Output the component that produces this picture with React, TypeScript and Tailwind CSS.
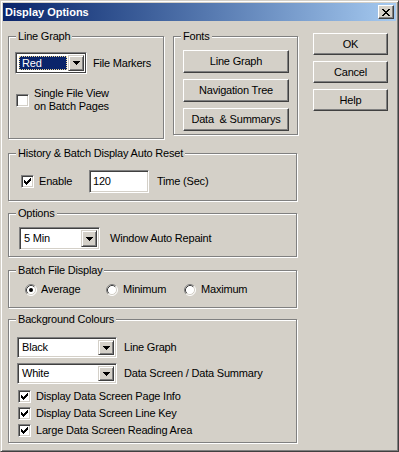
import React from "react";

const raised =
  "border border-t-white border-l-white border-r-[#404040] border-b-[#404040] shadow-[inset_-1px_-1px_0_#808080]";
const sunken =
  "border border-t-[#808080] border-l-[#808080] border-r-white border-b-white shadow-[inset_1px_1px_0_#404040,inset_-1px_-1px_0_#d4d0c8]";

function Check({ checked }: { checked?: boolean }) {
  return (
    <span className={`relative inline-block w-[13px] h-[13px] shrink-0 bg-white ${sunken}`}>
      {checked && (
        <svg width="7" height="7" viewBox="0 0 7 7" className="absolute left-[2px] top-[2px]" shapeRendering="crispEdges">
          <path
            fill="#000"
            d="M6 0h1v1h-1z M5 1h2v1h-2z M0 2h1v1h-1z M4 2h3v1h-3z M0 3h2v1h-2z M3 3h3v1h-3z M0 4h5v1h-5z M1 5h3v1h-3z M2 6h1v1h-1z"
          />
        </svg>
      )}
    </span>
  );
}

function Radio({ checked }: { checked?: boolean }) {
  return (
    <svg width="12" height="12" viewBox="0 0 12 12" className="shrink-0">
      <circle cx="6" cy="6" r="5" fill="#fff" />
      <path d="M9.89 2.11 A5.5 5.5 0 0 0 2.11 9.89" stroke="#808080" fill="none" />
      <path d="M2.11 9.89 A5.5 5.5 0 0 0 9.89 2.11" stroke="#fff" fill="none" />
      <path d="M9.18 2.82 A4.5 4.5 0 0 0 2.82 9.18" stroke="#404040" fill="none" />
      <path d="M2.82 9.18 A4.5 4.5 0 0 0 9.18 2.82" stroke="#d4d0c8" fill="none" />
      {checked && <circle cx="6" cy="6" r="2" fill="#000" />}
    </svg>
  );
}

function Arrow() {
  return (
    <svg width="7" height="4" viewBox="0 0 7 4" shapeRendering="crispEdges">
      <path fill="#000" d="M0 0h7v1h-7z M1 1h5v1h-5z M2 2h3v1h-3z M3 3h1v1h-1z" />
    </svg>
  );
}

function Combo({ value, className, focused }: { value: string; className: string; focused?: boolean }) {
  return (
    <div
      className={`flex p-[2px] bg-white border border-t-[#808080] border-l-[#808080] border-r-white border-b-white ${
        focused ? "shadow-[inset_0_0_0_1px_#404040]" : "shadow-[inset_1px_1px_0_#404040,inset_-1px_-1px_0_#d4d0c8]"
      } ${className}`}
    >
      <div className="flex-1 flex items-center min-w-0 p-[1px]">
        {focused ? (
          <div className="h-full w-full bg-[#0a246a] text-white flex items-center pl-[2px] border border-dotted border-[#f0d890]">
            {value}
          </div>
        ) : (
          <span className="pl-[1px]">{value}</span>
        )}
      </div>
      <div
        className="w-[16px] flex items-center justify-center bg-[#d4d0c8] border border-t-[#d4d0c8] border-l-[#d4d0c8] border-r-[#404040] border-b-[#404040] shadow-[inset_1px_1px_0_#fff,inset_-1px_-1px_0_#808080]"
      >
        <Arrow />
      </div>
    </div>
  );
}

function Btn({ children, className }: { children: React.ReactNode; className: string }) {
  return (
    <div className={`flex items-center justify-center bg-[#d4d0c8] ${raised} ${className}`}>
      {children}
    </div>
  );
}

function Group({
  label,
  className,
  children,
}: {
  label: string;
  className: string;
  children?: React.ReactNode;
}) {
  return (
    <div className={`relative border border-[#808080] shadow-[inset_1px_1px_0_#fff,1px_1px_0_#fff] ${className}`}>
      <span className="absolute -top-[7px] left-[7px] px-[2px] bg-[#d4d0c8] leading-[13px] whitespace-nowrap">
        {label}
      </span>
      {children}
    </div>
  );
}

export default function App() {
  return (
    <div
      className="w-[399px] h-[452px] bg-[#d4d0c8] p-[2px] border border-t-[#d4d0c8] border-l-[#d4d0c8] border-r-[#404040] border-b-[#404040] shadow-[inset_1px_1px_0_#fff,inset_-1px_-1px_0_#808080] font-['Liberation_Sans',Arial,sans-serif] text-[11px] leading-[13px] text-black overflow-hidden"
    >
      <div className="h-[18px] flex items-center justify-between bg-linear-to-r from-[#0a246a] to-[#a6caf0] pl-[2px] pr-[2px]">
        <span className="text-white font-bold text-[11px]">Display Options</span>
        <div className={`w-[16px] h-[14px] flex items-center justify-center bg-[#d4d0c8] ${raised}`}>
          <svg width="8" height="7" viewBox="0 0 8 7" shapeRendering="crispEdges">
            <path
              fill="#000"
              d="M0 0h2v1h-2z M6 0h2v1h-2z M1 1h2v1h-2z M5 1h2v1h-2z M2 2h4v1h-4z M3 3h2v1h-2z M2 4h4v1h-4z M1 5h2v1h-2z M5 5h2v1h-2z M0 6h2v1h-2z M6 6h2v1h-2z"
            />
          </svg>
        </div>
      </div>

      <div className="pl-[5px] tracking-[-0.2px]">
        <div className="flex items-start mt-[12px]">
          <Group label="Line Graph" className="mt-[3px] w-[156px] h-[103px] pt-[15px] pl-[6px]">
            <div className="flex items-center">
              <Combo value="Red" focused className="w-[72px] h-[22px]" />
              <span className="ml-[6px]">File Markers</span>
            </div>
            <div className="flex items-center mt-[13px] ml-[1px]">
              <Check />
              <span className="ml-[5px]">
                Single File View
                <br />
                on Batch Pages
              </span>
            </div>
          </Group>

          <Group label="Fonts" className="mt-[3px] ml-[9px] w-[125px] h-[99px] pt-[13px] pl-[9px]">
            <div className="flex flex-col gap-[6px]">
              <Btn className="w-[106px] h-[23px]">Line Graph</Btn>
              <Btn className="w-[106px] h-[23px]">Navigation Tree</Btn>
              <Btn className="w-[106px] h-[23px]">Data&nbsp; &amp; Summarys</Btn>
            </div>
          </Group>

          <div className="ml-[15px] flex flex-col gap-[6px]">
            <Btn className="w-[75px] h-[22px]">OK</Btn>
            <Btn className="w-[75px] h-[22px]">Cancel</Btn>
            <Btn className="w-[75px] h-[22px]">Help</Btn>
          </div>
        </div>

        <Group label="History & Batch Display Auto Reset" className="mt-[14px] w-[289px] h-[48px] pt-[16px] pl-[12px]">
          <div className="flex items-center">
            <Check checked />
            <span className="ml-[5px] w-[50px]">Enable</span>
            <div className={`w-[60px] h-[23px] bg-white flex items-center pl-[3px] ${sunken}`}>120</div>
            <span className="ml-[8px]">Time (Sec)</span>
          </div>
        </Group>

        <Group label="Options" className="mt-[12px] w-[289px] h-[44px] pt-[13px] pl-[10px]">
          <div className="flex items-center">
            <Combo value="5 Min" className="w-[81px] h-[23px]" />
            <span className="ml-[10px]">Window Auto Repaint</span>
          </div>
        </Group>

        <Group label="Batch File Display" className="mt-[13px] w-[289px] h-[38px] pt-[12px] pl-[16px]">
          <div className="flex items-center">
            <div className="w-[81px] flex items-center">
              <Radio checked />
              <span className="ml-[4px]">Average</span>
            </div>
            <div className="w-[78px] flex items-center">
              <Radio />
              <span className="ml-[5px]">Minimum</span>
            </div>
            <div className="flex items-center">
              <Radio />
              <span className="ml-[5px]">Maximum</span>
            </div>
          </div>
        </Group>

        <Group label="Background Colours" className="mt-[11px] w-[289px] h-[124px] pt-[17px] pl-[8px]">
          <div className="flex flex-col gap-[5px]">
            <div className="flex items-center">
              <Combo value="Black" className="w-[100px] h-[21px]" />
              <span className="ml-[7px]">Line Graph</span>
            </div>
            <div className="flex items-center">
              <Combo value="White" className="w-[100px] h-[21px]" />
              <span className="ml-[7px]">Data Screen / Data Summary</span>
            </div>
          </div>
          <div className="mt-[4px] flex flex-col">
            {["Display Data Screen Page Info", "Display Data Screen Line Key", "Large Data Screen Reading Area"].map((t) => (
              <div key={t} className="h-[17px] flex items-center ml-[1px]">
                <Check checked />
                <span className="ml-[5px]">{t}</span>
              </div>
            ))}
          </div>
        </Group>
      </div>
    </div>
  );
}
⁂
The task:
Skip every picture and return the lines above from the top through the one that contains "import React from".

Task response:
Output the component that produces this picture with React, TypeScript and Tailwind CSS.
import React from "react";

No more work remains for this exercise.